PORTLAND, OR, UNITED STATES
PORTLAND, Ore. - Max White first came to Eugene, Ore., in 1972, to chase an Olympic dream having qualified for the Olympic track and field trials in the marathon. Though White did not make the USA team and compete in Munich, West Germany, he would eventually move to the west coast. White made his home in Oregon and created countless other successes including serving his country and community with the Oregon National Guard.
“I felt a deep sense of patriotism in my early 30s and joined the Oregon Army Guard, going to boot camp at age 34 with most recruits being 17- and 18-year-olds,” White said. As he retires from the Air National Guard as a chief master sergeant, it is almost impossible to summarize the array of his entire resume; athlete, airman, educator, coach, mentor - the list is endless.
“What Chief White has done for his attitude toward fitness and staying motivated has been a real asset to the entire organization,” said Col. Mike Stencel, 142nd Fighter Wing commander. “Anyone who ever spent any time with Max could feel his passion for the entire force, and his perpetual optimism; he embodied it."
White’s positive attitude toward any task motivated other airmen as well, directly working with others allowed him to mentor and encourage younger troops to be fit or learn and contribute to the entire Oregon Air Guard.
“There was no part of my career that was more of a high point then being a first sergeant as it was rewarding to help people grow and learn," White said.
With the operations tempo and citizen airmen being deployed to various parts of the world, Oregon guardsmen like White have routinely stepped up, giving of their own personal time to lead by example.
“He has this unique ability to listen to people, give positive feedback and understand their needs,” said retired 142nd Fighter Wing Command Chief Master Sgt. Erin Applegate. It was Applegate that handed over the job of command chief to White in February of 2009 and worked with Command Chief Master Sgt. White on a variety of leadership issues for over a dozen years. They directly worked with youth campers that came to Camp Rosenbaum each year. Often if some of the campers donated shoes did not fit or they could not find the right size, he would head down to the local Nike outlet and pay for them himself. “Max literally would give you the shirt off his back," said Applegate.
When he was not in uniform as a traditional guardsman, he was either teaching mathematics or coaching students at South Albany High School. Having spent more than 30 years as a school teacher and athletic coach, his ability to take his mentorship skills from the Guard to the class room at times was often seamless. “My students were highly enthusiastic about my participation in the guard and often my experiences in one influenced the other," said White.
White also served as the human resources adviser for the 142nd Fighter Wing for six years. That experience allowed him to help members understand their differences while serving side by side in their military mission. “It has always been important to me that people be given their proper respect,” said White. “So diversity continues to be a positive factor in aspect to my service to the Guard."
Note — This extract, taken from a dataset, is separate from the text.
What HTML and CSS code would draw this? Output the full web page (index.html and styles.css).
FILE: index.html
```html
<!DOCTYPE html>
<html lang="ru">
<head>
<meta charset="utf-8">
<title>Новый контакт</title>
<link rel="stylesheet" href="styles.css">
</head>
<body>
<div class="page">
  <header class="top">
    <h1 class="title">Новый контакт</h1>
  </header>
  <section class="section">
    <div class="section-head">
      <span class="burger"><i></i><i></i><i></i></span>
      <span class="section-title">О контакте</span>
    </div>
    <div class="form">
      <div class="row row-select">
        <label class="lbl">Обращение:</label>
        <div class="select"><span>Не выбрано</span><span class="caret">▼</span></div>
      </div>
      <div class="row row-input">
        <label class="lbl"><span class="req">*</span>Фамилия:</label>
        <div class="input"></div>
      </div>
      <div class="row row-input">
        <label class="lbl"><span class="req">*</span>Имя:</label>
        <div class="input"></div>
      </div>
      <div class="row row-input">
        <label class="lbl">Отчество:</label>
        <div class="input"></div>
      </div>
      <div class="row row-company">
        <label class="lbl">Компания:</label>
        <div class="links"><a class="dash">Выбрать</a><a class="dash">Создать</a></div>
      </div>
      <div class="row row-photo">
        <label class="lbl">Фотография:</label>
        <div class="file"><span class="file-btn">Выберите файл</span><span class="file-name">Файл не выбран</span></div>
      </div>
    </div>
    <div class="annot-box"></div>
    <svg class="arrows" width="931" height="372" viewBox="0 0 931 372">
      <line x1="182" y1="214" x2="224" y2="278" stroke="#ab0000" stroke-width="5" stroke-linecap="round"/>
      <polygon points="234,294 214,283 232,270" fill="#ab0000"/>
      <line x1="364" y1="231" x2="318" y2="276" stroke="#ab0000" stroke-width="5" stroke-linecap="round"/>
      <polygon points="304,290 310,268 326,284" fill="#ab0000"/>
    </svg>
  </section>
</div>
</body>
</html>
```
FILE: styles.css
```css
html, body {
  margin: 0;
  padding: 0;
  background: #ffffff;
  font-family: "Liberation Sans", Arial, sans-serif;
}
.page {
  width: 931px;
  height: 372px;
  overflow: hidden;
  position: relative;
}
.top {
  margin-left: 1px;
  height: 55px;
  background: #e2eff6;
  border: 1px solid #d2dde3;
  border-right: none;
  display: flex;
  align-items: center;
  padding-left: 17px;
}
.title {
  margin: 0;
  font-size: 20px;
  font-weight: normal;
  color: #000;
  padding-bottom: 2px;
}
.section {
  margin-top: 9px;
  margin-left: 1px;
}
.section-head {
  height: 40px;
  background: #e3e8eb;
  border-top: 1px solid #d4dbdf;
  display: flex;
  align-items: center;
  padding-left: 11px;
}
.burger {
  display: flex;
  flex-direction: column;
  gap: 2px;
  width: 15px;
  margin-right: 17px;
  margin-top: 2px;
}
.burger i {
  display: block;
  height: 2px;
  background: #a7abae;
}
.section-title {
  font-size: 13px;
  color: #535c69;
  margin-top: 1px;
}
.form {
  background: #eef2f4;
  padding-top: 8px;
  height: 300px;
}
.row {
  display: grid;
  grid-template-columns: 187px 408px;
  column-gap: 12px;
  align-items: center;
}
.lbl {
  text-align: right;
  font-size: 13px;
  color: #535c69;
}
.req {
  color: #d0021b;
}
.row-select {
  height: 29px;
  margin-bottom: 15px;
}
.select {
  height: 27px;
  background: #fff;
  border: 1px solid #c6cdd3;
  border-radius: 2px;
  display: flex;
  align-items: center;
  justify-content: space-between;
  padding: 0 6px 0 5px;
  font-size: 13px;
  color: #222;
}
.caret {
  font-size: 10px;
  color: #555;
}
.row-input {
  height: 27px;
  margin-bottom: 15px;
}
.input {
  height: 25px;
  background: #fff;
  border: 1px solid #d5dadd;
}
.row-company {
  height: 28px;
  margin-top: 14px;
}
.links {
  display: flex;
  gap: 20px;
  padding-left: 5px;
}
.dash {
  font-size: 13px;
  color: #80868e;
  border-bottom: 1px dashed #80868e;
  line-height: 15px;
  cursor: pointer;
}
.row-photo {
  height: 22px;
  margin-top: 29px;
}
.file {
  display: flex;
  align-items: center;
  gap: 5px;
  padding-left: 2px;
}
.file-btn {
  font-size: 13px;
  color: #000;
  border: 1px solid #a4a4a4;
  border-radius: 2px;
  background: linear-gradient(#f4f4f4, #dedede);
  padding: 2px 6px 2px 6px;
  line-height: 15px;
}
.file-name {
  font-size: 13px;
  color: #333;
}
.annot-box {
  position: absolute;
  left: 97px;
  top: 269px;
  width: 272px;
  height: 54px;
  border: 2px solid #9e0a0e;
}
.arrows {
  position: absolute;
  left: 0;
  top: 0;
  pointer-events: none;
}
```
“I’ve never seen myself as being elite, I honestly feel inside that I have respect for everyone I work with whether they wear stripes or they are officers,” said White.
As White crosses the finish line of his Air National Guard career, those that gathered for his retirement ceremony reflected on his varied accomplishments and the passion he brought to every endeavor.
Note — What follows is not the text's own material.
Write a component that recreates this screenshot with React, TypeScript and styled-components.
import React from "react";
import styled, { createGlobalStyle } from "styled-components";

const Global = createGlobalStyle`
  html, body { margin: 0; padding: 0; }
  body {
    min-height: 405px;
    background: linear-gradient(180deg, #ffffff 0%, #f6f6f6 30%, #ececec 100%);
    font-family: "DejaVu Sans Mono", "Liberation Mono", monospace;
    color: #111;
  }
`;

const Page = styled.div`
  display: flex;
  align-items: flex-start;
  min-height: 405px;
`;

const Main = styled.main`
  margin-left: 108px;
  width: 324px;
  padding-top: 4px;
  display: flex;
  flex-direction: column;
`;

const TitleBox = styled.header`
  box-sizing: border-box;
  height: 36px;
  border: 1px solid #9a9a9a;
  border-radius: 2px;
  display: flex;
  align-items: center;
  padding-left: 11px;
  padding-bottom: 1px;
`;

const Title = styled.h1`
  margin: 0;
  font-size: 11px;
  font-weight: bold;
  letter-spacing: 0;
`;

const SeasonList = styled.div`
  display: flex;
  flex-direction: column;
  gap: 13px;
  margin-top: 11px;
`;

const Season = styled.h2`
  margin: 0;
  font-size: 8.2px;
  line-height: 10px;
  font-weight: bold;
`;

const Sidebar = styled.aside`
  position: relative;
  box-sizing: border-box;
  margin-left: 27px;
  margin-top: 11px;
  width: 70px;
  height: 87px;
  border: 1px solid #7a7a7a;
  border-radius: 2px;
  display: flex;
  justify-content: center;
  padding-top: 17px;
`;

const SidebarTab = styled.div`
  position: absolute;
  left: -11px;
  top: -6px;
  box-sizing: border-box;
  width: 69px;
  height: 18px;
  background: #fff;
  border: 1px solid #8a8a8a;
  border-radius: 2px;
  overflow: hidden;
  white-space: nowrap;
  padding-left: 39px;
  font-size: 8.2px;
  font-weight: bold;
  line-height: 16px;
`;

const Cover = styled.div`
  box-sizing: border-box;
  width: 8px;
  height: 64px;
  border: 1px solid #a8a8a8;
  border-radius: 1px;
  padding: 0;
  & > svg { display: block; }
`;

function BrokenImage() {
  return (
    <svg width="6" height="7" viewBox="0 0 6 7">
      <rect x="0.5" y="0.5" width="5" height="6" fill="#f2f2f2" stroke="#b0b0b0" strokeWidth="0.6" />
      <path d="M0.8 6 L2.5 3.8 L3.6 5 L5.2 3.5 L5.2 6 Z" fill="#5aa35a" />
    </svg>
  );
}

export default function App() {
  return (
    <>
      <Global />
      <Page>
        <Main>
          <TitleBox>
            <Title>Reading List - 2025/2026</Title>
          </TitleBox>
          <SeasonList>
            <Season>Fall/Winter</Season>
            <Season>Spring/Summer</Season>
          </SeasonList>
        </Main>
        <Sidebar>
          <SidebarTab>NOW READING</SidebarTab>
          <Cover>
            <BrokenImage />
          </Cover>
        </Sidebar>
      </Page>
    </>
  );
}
Brig. Gen. Steven Gregg said, “Command Chief White took on challenges as a traditional guardsman that in the past was performed by full-time command chiefs."
As White addressed those attending his retirement ceremony he acknowledged his own personal conviction to friends and family, “I find strength with the knowledge that Stephen Covey describe from Greek philosophy; ethos, pathos, logos; living one’s ethical nature and living with personal credibility," White said.
The 142nd Fighter Wing and the Oregon National Guard will miss his energy and optimism on drill weekends or whenever a tough challenge arises. “Max has been a huge cheerleader, passionate about everything," Col. Stencel said. “He gets out there to find out what everyone; from the newest airmen to myself is thinking, feeling and doing."